IN THE HIGH COURT OF KENYA

AT NANYUKI

HCCRA. NO.  33  OF 2015

DANSON MURIITHI ………….……….....................................................………APPELLANT

VERSUS

REPUBLIC ………………………....................................……………………..RESPONDENT

(Being an appeal from the original conviction and sentence by Hon. V K KIPTOON   SENIOR RESIDENT MAGISTRATEdated 27th JULY, 2013 in Nanyuki Chief Magistrate’s Court Criminal Case No. 1250 of 2011)

JUDGMENT

1. Appellant DANSON  MURIITHI was charged before Nanyuki Chief Magistrate’s court and convicted of the offence of creating disturbance  in a manner likely to cause a breach of the peace Contrary to Section 95(1)(b) of the Penal Code Cap 63.  He has filed this appeal against both conviction and sentence.

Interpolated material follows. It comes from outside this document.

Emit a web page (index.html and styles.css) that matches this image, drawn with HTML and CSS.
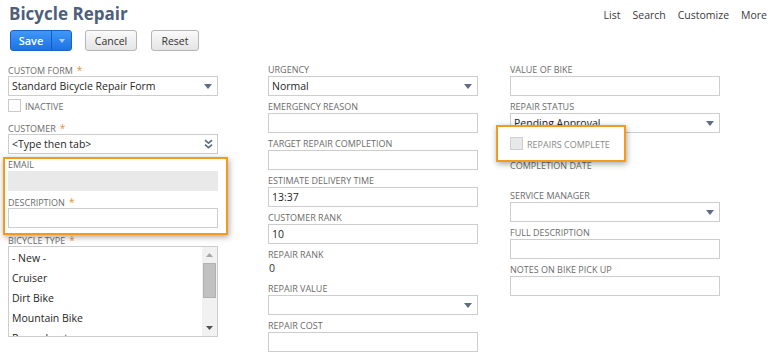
FILE: index.html
```html
<!DOCTYPE html>
<html lang="en">
<head>
<meta charset="utf-8">
<title>Bicycle Repair</title>
<link rel="stylesheet" href="styles.css">
</head>
<body>
<div class="page">
  <header class="top">
    <h1 class="title">Bicycle Repair</h1>
    <nav class="links">
      <span>List</span><span>Search</span><span>Customize</span><span>More</span>
    </nav>
  </header>

  <div class="actions">
    <div class="btn-split">
      <span class="btn-save">Save</span>
      <span class="btn-arrow"><svg width="6" height="4" viewBox="0 0 6 4"><path d="M0 0H6L3 4Z" fill="#b7cdf0"/></svg></span>
    </div>
    <span class="btn btn-cancel">Cancel</span>
    <span class="btn btn-reset">Reset</span>
  </div>

  <div class="form">
    <div class="col">
      <div class="field">
        <label class="lbl">Custom Form<span class="req">*</span></label>
        <div class="input select"><span>Standard Bicycle Repair Form</span><svg class="dd" width="8" height="5" viewBox="0 0 8 5"><path d="M0 0H8L4 5Z"/></svg></div>
      </div>
      <div class="check-row inactive">
        <span class="box"></span><span class="lbl">Inactive</span>
      </div>
      <div class="field">
        <label class="lbl">Customer<span class="req">*</span></label>
        <div class="input select"><span>&lt;Type then tab&gt;</span><svg class="chev" width="9" height="10" viewBox="0 0 9 10"><path d="M1 1.2L4.5 4.2L8 1.2M1 5.6L4.5 8.6L8 5.6" fill="none" stroke="#5f6d84" stroke-width="1.7"/></svg></div>
      </div>
      <div class="highlight hl-left">
        <div class="field">
          <label class="lbl">Email</label>
          <div class="input readonly"></div>
        </div>
        <div class="field">
          <label class="lbl">Description<span class="req">*</span></label>
          <div class="input"></div>
        </div>
      </div>
      <div class="field">
        <label class="lbl">Bicycle Type<span class="req">*</span></label>
        <div class="listbox">
          <div class="options">
            <div class="option">- New -</div>
            <div class="option">Cruiser</div>
            <div class="option">Dirt Bike</div>
            <div class="option">Mountain Bike</div>
            <div class="option">Recumbent</div>
          </div>
          <div class="scrollbar">
            <span class="sb-btn"><svg width="7" height="4" viewBox="0 0 7 4"><path d="M0 4H7L3.5 0Z" fill="#a6a6a6"/></svg></span>
            <span class="sb-thumb"></span>
            <span class="sb-btn sb-down"><svg width="7" height="4" viewBox="0 0 7 4"><path d="M0 0H7L3.5 4Z" fill="#505050"/></svg></span>
          </div>
        </div>
      </div>
    </div>

    <div class="col">
      <div class="field">
        <label class="lbl">Urgency</label>
        <div class="input select"><span>Normal</span><svg class="dd" width="8" height="5" viewBox="0 0 8 5"><path d="M0 0H8L4 5Z"/></svg></div>
      </div>
      <div class="field">
        <label class="lbl">Emergency Reason</label>
        <div class="input"></div>
      </div>
      <div class="field">
        <label class="lbl">Target Repair Completion</label>
        <div class="input"></div>
      </div>
      <div class="field">
        <label class="lbl">Estimate Delivery Time</label>
        <div class="input"><span>13:37</span></div>
      </div>
      <div class="field">
        <label class="lbl">Customer Rank</label>
        <div class="input"><span>10</span></div>
      </div>
      <div class="field">
        <label class="lbl">Repair Rank</label>
        <div class="value">0</div>
      </div>
      <div class="field">
        <label class="lbl">Repair Value</label>
        <div class="input select"><span></span><svg class="dd" width="8" height="5" viewBox="0 0 8 5"><path d="M0 0H8L4 5Z"/></svg></div>
      </div>
      <div class="field">
        <label class="lbl">Repair Cost</label>
        <div class="input"></div>
      </div>
    </div>

    <div class="col">
      <div class="field">
        <label class="lbl">Value of Bike</label>
        <div class="input"></div>
      </div>
      <div class="field">
        <label class="lbl">Repair Status</label>
        <div class="input select"><span>Pending Approval</span><svg class="dd" width="8" height="5" viewBox="0 0 8 5"><path d="M0 0H8L4 5Z"/></svg></div>
      </div>
      <div class="highlight hl-right">
        <div class="check-row">
          <span class="box disabled"></span><span class="lbl faded">Repairs Complete</span>
        </div>
      </div>
      <div class="field completion">
        <label class="lbl">Completion Date</label>
        <div class="empty-value"></div>
      </div>
      <div class="field">
        <label class="lbl">Service Manager</label>
        <div class="input select"><span></span><svg class="dd" width="8" height="5" viewBox="0 0 8 5"><path d="M0 0H8L4 5Z"/></svg></div>
      </div>
      <div class="field">
        <label class="lbl">Full Description</label>
        <div class="input"></div>
      </div>
      <div class="field">
        <label class="lbl">Notes on Bike Pick Up</label>
        <div class="input"></div>
      </div>
    </div>
  </div>
</div>
</body>
</html>
```

FILE: styles.css
```css
* { box-sizing: border-box; }
html, body { margin: 0; background: #fff; }
body {
  font-family: "Open Sans", "Liberation Sans", sans-serif;
  color: #262626;
  width: 775px;
  height: 354px;
  overflow: hidden;
}
.page { padding-right: 8px; }

.top {
  display: flex;
  justify-content: space-between;
  align-items: flex-start;
  height: 30px;
}
.title {
  margin: 2px 0 0 9px;
  font-size: 17px;
  font-weight: 700;
  line-height: 24px;
  color: #4d5f7a;
}
.links {
  display: flex;
  gap: 12px;
  padding-top: 8px;
  font-size: 10.5px;
  line-height: 14px;
  color: #3a3a3a;
}

.actions {
  display: flex;
  padding-left: 10px;
  height: 21px;
}
.btn-split {
  display: flex;
  width: 62px;
  height: 21px;
  border: 1px solid #1b60c6;
  border-radius: 3px;
  background: linear-gradient(#3f98f8, #1e72e4);
}
.btn-save {
  width: 41px;
  display: flex;
  align-items: center;
  justify-content: center;
  color: #fff;
  font-size: 11px;
  font-weight: 600;
  border-right: 1px solid #1859bb;
}
.btn-arrow {
  flex: 1;
  display: flex;
  align-items: center;
  justify-content: center;
}
.btn {
  height: 21px;
  display: flex;
  align-items: center;
  justify-content: center;
  border: 1px solid #b5b5b5;
  border-radius: 3px;
  background: linear-gradient(#fafafa, #e4e4e4);
  font-size: 10.5px;
  color: #333;
}
.btn-cancel { width: 52px; margin-left: 13px; }
.btn-reset { width: 48px; margin-left: 14px; }

.form {
  display: grid;
  grid-template-columns: 260px 242px 210px;
  padding-left: 8px;
  margin-top: 13px;
  align-items: start;
}
.col {
  display: flex;
  flex-direction: column;
  gap: 5px;
}
.field {
  display: flex;
  flex-direction: column;
}
.lbl {
  display: block;
  font-size: 9px;
  line-height: 12px;
  height: 12px;
  text-transform: uppercase;
  color: #6b6b6b;
  white-space: nowrap;
}
.req {
  color: #e28f35;
  margin-left: 4px;
  font-size: 10px;
}
.input {
  width: 210px;
  height: 20px;
  border: 1px solid #cdcdcd;
  background: #fff;
  padding: 0 5px 0 3px;
  font-size: 10.5px;
  line-height: 18px;
  color: #262626;
  display: flex;
  align-items: center;
  justify-content: space-between;
  white-space: nowrap;
  overflow: hidden;
}
.dd { fill: #5f6d84; flex: none; }
.chev { flex: none; margin-right: -1px; }
.readonly {
  background: #e9e9e9;
  border-color: #e9e9e9;
}
.value {
  font-size: 10.5px;
  line-height: 14px;
  height: 17px;
  padding-left: 1px;
  color: #333;
}

.check-row {
  display: flex;
  align-items: flex-end;
  gap: 4px;
  height: 13px;
}
.check-row .lbl { line-height: 11px; height: 11px; }
.inactive { margin: -2px 0 5px; }
.box {
  width: 13px;
  height: 13px;
  border: 1px solid #c9c9c9;
  background: #fff;
  flex: none;
}
.box.disabled { background: #e8e8e8; border-color: #cfcfcf; }
.lbl.faded { color: #8c8a88; }

.highlight {
  position: relative;
  z-index: 1;
  border: 2px solid #f59b1c;
  box-shadow: 1px 2px 6px rgba(0, 0, 0, 0.35);
}
.hl-left {
  width: 225px;
  margin: -2px 0 -6px -5px;
  padding: 0 8px 5px 3px;
  display: flex;
  flex-direction: column;
  gap: 5px;
}
.hl-right {
  width: 130px;
  margin: -13px 0 0 -14px;
  padding: 10px 0 10px 12px;
  background: #fff;
}
.completion { margin-top: -7px; }
.empty-value { height: 13px; }

.listbox {
  width: 210px;
  height: 91px;
  border: 1px solid #cdcdcd;
  display: flex;
  overflow: hidden;
}
.options { flex: 1; padding-top: 1px; }
.option {
  height: 20px;
  line-height: 20px;
  padding-left: 3px;
  font-size: 10.5px;
  color: #262626;
  white-space: nowrap;
}
.scrollbar {
  width: 15px;
  background: #f1f1f1;
  display: flex;
  flex-direction: column;
  align-items: center;
}
.sb-btn {
  height: 16px;
  width: 15px;
  display: flex;
  align-items: center;
  justify-content: center;
  flex: none;
}
.sb-thumb {
  width: 13px;
  height: 35px;
  background: #c1c1c1;
  border: 1px solid #b1b1b1;
  flex: none;
}
.sb-down { margin-top: auto; }
```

2. It is important to begin by considering the particulars of that offence as stated in the charge sheet.  The particular were:

“Danson Muriithi Mwai on 15th day of September, 2011 at Nanyuki Township Nyariguni village in Laikipia Country within the Republic of Kenya jointly with others not before court created a disturbance in a manner likely to cause a breach of the peace by chasing and threatening to cut JOHN MATHENGE with a panga.”

3. Bearing the above particulars I will summarise the prosecution’s case.

4. The prosecution’s first witness, John Mathenge stated he was the registered owner of a farm in Nganyero. The particulars of title to that farm were not given in evidence. On 15th January, 2011 he was in the process of showing that farm to a prospective buyer namely Charles Kinyua (P W 2).  P W 2 was intending to buy the farm from P W 1. P W 1 and 2 while at the farm saw the appellant standing at a distance.  They both noted appellant had a panga  (matchete) . P W 1 further stated:

“ …he (appellant)  always has a panga, he is my neighbour.”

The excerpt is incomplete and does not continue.